Bien avant l’inoubliable série créée par Aaron Sorkin, The West Wing (A la Maison Blanche), dans laquelle avec le personnage d'Arnold Vinick Alan Alda rendossera avec autant de talent et de charisme l’habit de sénateur, Jerry Schatzberg et son scénariste - qui n’est autre qu'Alda himself - dépeignaient déjà avec acuité les coulisses de la politique américaine à travers les portraits de différents sénateurs démocrates et notamment celui de Joe Tynan, formidablement campé par un Alda séduisant à souhait. Pour une fois, que ce soit le titre original ou le titre français, ils sont tous deux aussi bien adaptés au film : Tynan réussit un parcours presque sans faute non seulement par ses idées et ses convictions mais aussi beaucoup grâce à son pouvoir de séduction. Et si le film de Schatzberg arpente les arrière-cours de la Maison Blanche, du Congrès ou du Sénat, il entre également à l’intérieur de la maison familiale de cet homme politique, nous faisant connaitre sa vie privée auprès de sa femme psychologue et de ses deux enfants dont la plus grande est en pleine crise d’adolescence.
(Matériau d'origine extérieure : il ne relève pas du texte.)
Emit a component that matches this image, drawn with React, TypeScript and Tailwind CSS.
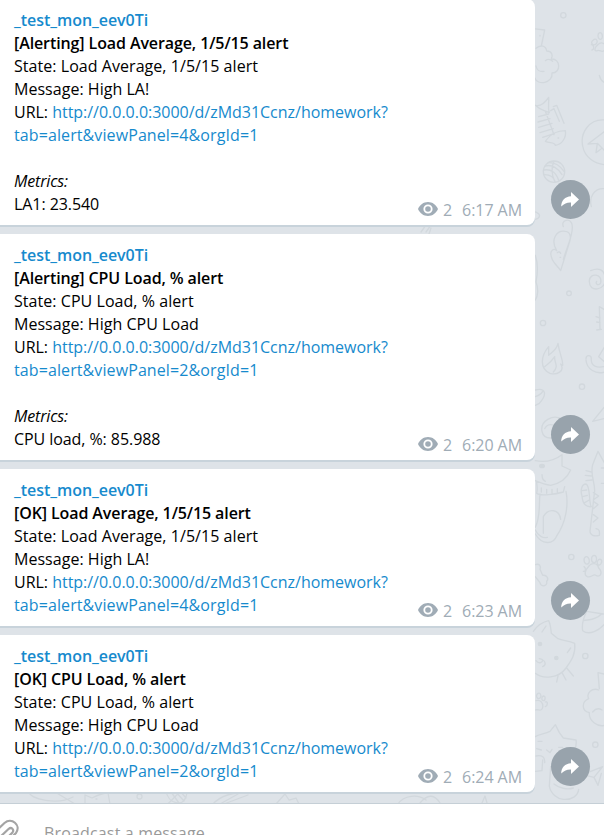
type Message = {
  title: string;
  state: string;
  text: string;
  panel: number;
  metric?: string;
  time: string;
};

const messages: Message[] = [
  { title: '[Alerting] Load Average, 1/5/15 alert', state: 'Load Average, 1/5/15 alert', text: 'High LA!', panel: 4, metric: 'LA1: 23.540', time: '6:17 AM' },
  { title: '[Alerting] CPU Load, % alert', state: 'CPU Load, % alert', text: 'High CPU Load', panel: 2, metric: 'CPU load, %: 85.988', time: '6:20 AM' },
  { title: '[OK] Load Average, 1/5/15 alert', state: 'Load Average, 1/5/15 alert', text: 'High LA!', panel: 4, time: '6:23 AM' },
  { title: '[OK] CPU Load, % alert', state: 'CPU Load, % alert', text: 'High CPU Load', panel: 2, time: '6:24 AM' },
];

function Wallpaper() {
  return (
    <svg className="absolute inset-0" width="604" height="835" fill="none" stroke="#d2d8dd" strokeWidth="4" strokeLinecap="round" strokeLinejoin="round" aria-hidden="true">
      <g transform="translate(530 0) scale(.33333)">
        <circle cx="100" cy="46" r="8" />
        <path d="M10 86l34 4-10 48M18 145c14-12 30-8 32 8c16 0 20 14 14 24c28-2 30 42 2 42c4 30-44 40-52 14M18 198c2 12 12 18 24 16M46 182c8-6 16-4 22 2M30 106v2" />
        <path d="M190 120c8-8 16 4 8 12s-20-4-8-12zM210 98c8 0 10 18 2 20s-12-18-2-20zM184 134c8 0 10 14 2 16M204 134c10-12 30 0 22 14s-16 0-24 4s-12-8 2-18M208 226c2 10 8 18 16 22" />
        <path d="M16 316c16 4 28-6 40-24c2 18-4 28 2 46c-12-8-24-4-42-22zM46 334l26 70M26 350l30-8M24 366l36-10M26 382l40-12M30 398l40-12M38 412l36-12M62 332l10-6 16 38M70 320l10-4 22 54M46 424c20-28 40-32 60-32c4 20-10 42-30 44c-2-10-16-6-30-12zM84 414h2" />
        <circle cx="72" cy="515" r="32" />
        <path d="M46 498c20-6 40 8 50 26M42 510c22-4 38 10 44 32M44 524c16 0 28 8 32 22M58 488c20 0 34 12 44 26M72 484c-8 16-8 40 2 60M92 550c14 6 14 26 0 32" />
        <path d="M224 360c-46-4-74 38-66 78c6 34 36 54 66 56M174 432l50-38M174 432l28-2 22 22M202 430l-4 28 16-12M184 620c-8-30 10-56 38-54" />
      </g>
      <g transform="translate(530 200) scale(.33333)">
        <path d="M8 35c14 0 28 10 16 20l-10 4M92 212c-8-14-24-22-28-42c-6-20 8-26 16-18c-20-34 0-62 26-58c16 2 18 18 12 34zM100 80c-8-18 16-26 24-12c12 20-14 76-24 110M90 172h2M82 158c4-4 8-2 10 2" />
        <path d="M182 212c24-10 42-4 44 24c2 36-50 44-48 6c2-26 40-20 34 6c-4 10-18 6-12-4M16 166c10 30 6 60 2 80c8 20 6 42-2 54M222 328l-14-8 2 68M198 350l12 4M200 366l10 2M200 390l14-2" />
        <circle cx="117" cy="280" r="7" /><circle cx="39" cy="369" r="8" /><circle cx="156" cy="560" r="8" />
        <path d="M60 520c-32-14-28-52-4-80v26c10-10 24-16 28-36c4 32 16 50 14 66l-6-4c14 22-12 34-32 28zM44 500c10-8 18-12 30-30c-2 18 14 28-4 46M168 476c0-12 16-12 16 0c-2 24 18 28 38 24M168 480c2 28 30 44 56 36M224 440l-18 30 18 16M16 570c32-8 36 14 12 40l-12 6M16 590c12-4 18-8 22-16" />
      </g>
      <g transform="translate(530 400) scale(.33333)">
        <path d="M100 60c-30-22-70 4-64 34s46 22 60 4M44 86c10-22 42-12 34 10M188 64l34-42M188 64l34-8" />
        <path d="M16 182c30 6 56 0 80-18v34l26 12c-14 32-40 42-60 46c-18-2-32-8-46-14M20 244c0 14 4 20 0 36c10 10 60 2 80-4l4-16M34 264v12M50 268v12M66 268v12M82 266v10M30 282c-4 40 2 66-14 100M108 274c8 40 0 94-28 134c-10 26-44 28-64-6M40 350c16-28 48-22 52 8M40 350v50M16 390c8 18 24 26 36 22M36 224c2 10-2 14 10 20" />
        <ellipse cx="36" cy="198" rx="7" ry="5" fill="#d2d8dd" />
        <path d="M224 190l-20-36-16 40c-8 28 6 50 6 78l-14 122c0 12 12 16 28 12c2-16-2-18-10-20M168 212l16 4M166 226l18 2M168 242l18-2M222 204h-8M222 250h-8M190 278l16 10-16 12M190 304l14 10-14 12M190 344l14 10-14 12M184 320c-8-8-2-64-16-68c-12 0-18 18-12 36c2 26 14 34 28 32M156 272l14-2M158 290l14-4M164 308l14-8" />
        <circle cx="124" cy="471" r="8" />
        <path d="M174 502c10-16 28-14 32 2c14 14 4 30-8 22c-8-6-14 8-26 4c-10-4-8-18 2-28M168 470c10-2 14 20 4 22s-14-18-4-22zM192 466c10 0 10 22 0 22s-10-20 0-22zM212 478c8 6-2 22-8 16s0-18 8-16zM162 500c6 4 6 16-2 14M16 494c12-4 18 4 14 14l8 18c12-2 20 10 12 18c4 16-18 18-20 4l-14-18M84 566c-8 24-2 44 12 54M92 572l-4 44M104 562l-4 58" />
      </g>
      <g transform="translate(530 600) scale(.33333)">
        <path d="M10 94c10-14 26-28 46-32c6 12 6 22 8 38l20 16c16 6 32 6 50 14c4 34-12 54-26 74c-22 32-70 34-92 16M48 78l-12 18M122 144l-10 14M110 204l20 24M96 218l12 22M84 228l-4 18M18 182c10 12 20 4 20-2c8 4 12 14 0 20M28 176l8 2" />
        <circle cx="30" cy="132" r="5" fill="#d2d8dd" /><circle cx="79" cy="174" r="5" fill="#d2d8dd" />
        <path d="M170 34c-8 16-16 36-12 58c20 16 50-2 66-20M170 34l50 8M160 62c16-4 36 0 54-20M222 222l-18-4 4 48M206 270c-20-8-38 10-30 26c-22 10-22 36 2 42c-2 24 24 44 46 38M188 336c8-10 18-12 28-6M18 302c14-4 22 8 20 20c-4 16-14 4-22 8M22 282c8-8 14 6 8 12s-14-4-8-12zM40 288c8 0 6 14 0 14s-6-12 0-14zM46 306c8-4 8 12 0 14" />
        <circle cx="166" cy="168" r="8" /><circle cx="196" cy="434" r="8" />
        <path d="M16 410c12-8 28-8 44-16l16-20 12 24 12 16 38 6c4 20-6 36-10 54M24 424h12M86 442h12M50 450l10 8 6-10M20 446l14 4M18 468c18-4 28 4 26 20M38 480l-2 32-20 2M62 500l-4 58c4 24 24 38 42 40c28 2 44-12 46-30M72 552c14 12 40 18 58 12M158 524l60-24M158 524l34 8 12 24 10-36M218 500l-26 32" />
      </g>
      <path d="M28 791c3 9 30 14 45 6M55 792l20 12M85 803v-8l7 3c6-3 10-5 16-5l2 11M96 799h1M180 792c-8 7-10 11-13 12M213 804c8-9 22-12 37-12M220 804l18-10M224 804l24-9M276 804l9-10 4 6 7-2 3 6M398 804c6-9 20-10 28-4M420 803c8-10 15-8 20 0M482 803l3-7 2 7M421 232l5-7M426 232l5-7M431 228l-2 6" strokeWidth="1.3" />
      <circle cx="139.500" cy="796.500" r="2.500" strokeWidth="1.3" />
      <path d="M166 791c1 6 5 11 11 12s9-4 10-10M171 792l8 11M175 791l9 10M180 791l6 7" strokeWidth="1.3" />
    </svg>
  );
}

function MessageRow({ message }: { message: Message }) {
  return (
    <div className="flex items-end gap-4">
      <article className="relative w-[535px] rounded-r-[8px] bg-white pt-2.5 pr-3.5 pb-[9px] pl-3.5 shadow-[0_2px_0_#c8d3db]">
        <div className="font-semibold tracking-[-0.05px] text-[#168acd]">_test_mon_eev0Ti</div>
        <div className="font-semibold tracking-[-0.1px]">{message.title}</div>
        <div className="tracking-[0.05px]">State: {message.state}</div>
        <div className="tracking-[0.03px]">Message: {message.text}</div>
        <div className="tracking-[-0.02px]">
          URL: <span className="text-[#168acd]">http://0.0.0.0:3000/d/zMd31Ccnz/homework?</span>
        </div>
        <div className="tracking-[0.1px] text-[#168acd]">tab=alert&amp;viewPanel={message.panel}&amp;orgId=1</div>
        {message.metric && (
          <>
            <div className="mt-[23px] tracking-[-0.15px] italic">Metrics:</div>
            <div className="tracking-[-0.07px]">{message.metric}</div>
          </>
        )}
        <div className="absolute right-[13px] bottom-[3px] flex items-center text-[#a0acb6]">
          <svg className="mr-[5px] mb-[3px]" width="20" height="14" viewBox="0 0 20 14" aria-hidden="true">
            <path fill="#a0acb6" fillRule="evenodd" d="M10 0C5.500 0 1.800 2.800 0 7c1.800 4.200 5.500 7 10 7s8.200-2.800 10-7C18.200 2.800 14.500 0 10 0zm0 2.400a4.600 4.600 0 1 1 0 9.200 4.600 4.600 0 0 1 0-9.200zm0 1.800a2.800 2.800 0 1 0 0 5.600 2.800 2.800 0 0 0 0-5.600z" />
          </svg>
          <span className="mr-2.5">2</span>
          <span className="tracking-[-0.05px]">{message.time}</span>
        </div>
      </article>
      <button className="mb-1.5 flex size-[39px] items-center justify-center rounded-full bg-[#98a3ac]" aria-label="Share">
        <svg className="-ml-px" width="18" height="16" viewBox="0 0 18 16" aria-hidden="true">
          <path fill="#fff" d="M10 0l8 7.500-8 7.500V10.500C6 10.300 3.500 11.500.2 14.500C.2 8.500 4 4.500 10 4.200z" />
        </svg>
      </button>
    </div>
  );
}

export default function App() {
  return (
    <main className="relative flex h-[835px] w-[604px] flex-col overflow-hidden bg-[#dee3e8] font-['Open_Sans','Noto_Sans',sans-serif] text-[16px] leading-[23px] text-black">
      <Wallpaper />
      <section className="relative -mt-px flex h-[804px] shrink-0 flex-col gap-[9px]">
        {messages.map((message) => <MessageRow key={message.time} message={message} />)}
      </section>
      <footer className="relative flex h-[60px] shrink-0 items-start border-t border-[#c5cfd6] bg-white pt-[15px]">
        <svg className="-ml-[11px] shrink-0" width="32" height="34" viewBox="0 0 32 34" fill="none" stroke="#a4a4a4" strokeWidth="2.200" strokeLinecap="round" aria-hidden="true">
          <path d="M7 12L15.500 4c7-6 17 2 11.500 10L16 25M9 20l10.500-10c3-2.500 6 .5 4 3.500L12 25" />
        </svg>
        <span className="mt-[3px] ml-[23px] tracking-[0.16px] text-[#999]">Broadcast a message...</span>
      </footer>
    </main>
  );
}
Avec une belle rigueur d’écriture le scénariste parvient en à peine cinq minutes à nous faire entrevoir quels seront tous les aspects de sa chronique. Sur un thème musical à la fois modeste et guilleret composé par Bill Conti, qui nous livre à l’occasion peut-être sa plus jolie mélodie, le générique se déroule sur des images d’un car de jeunes élèves noirs se rendant probablement visiter les bâtiments importants à l’intérieur desquels se déroule la vie politique américaine, tel le Capitole. Puis l’on assiste à une séance au cours de laquelle le sénateur Tynan défend une loi destinée aux défavorisés et qui permettra de créer au moins un million d’emplois. La séquence suivante se déroule le soir dans le lit conjugal : le sénateur se félicite de sa réussite d'avoir fait voter cette loi alors que son épouse tente d’attirer son attention, se plaignant avec humour d’être délaissée au profit de la politique ; tout cela se terminera par un câlin sur la moquette. La complicité entre les deux comédiens est telle que nous avons l’impression qu’il s’agit d’une scène filmée à l’improviste chez un véritable couple, un peu dans le style de la fameuse séquence du petit-déjeuner entre Marilyn Monroe et Clark Gable dans le sublime The Misfits de John Huston. Puis, dans une scène réunissant Alan Alda et Melvyn Douglas, on apprend sans plus tarder les principaux enjeux de l'intrigue purement politique qui sera le fil conducteur de l'ensemble du récit.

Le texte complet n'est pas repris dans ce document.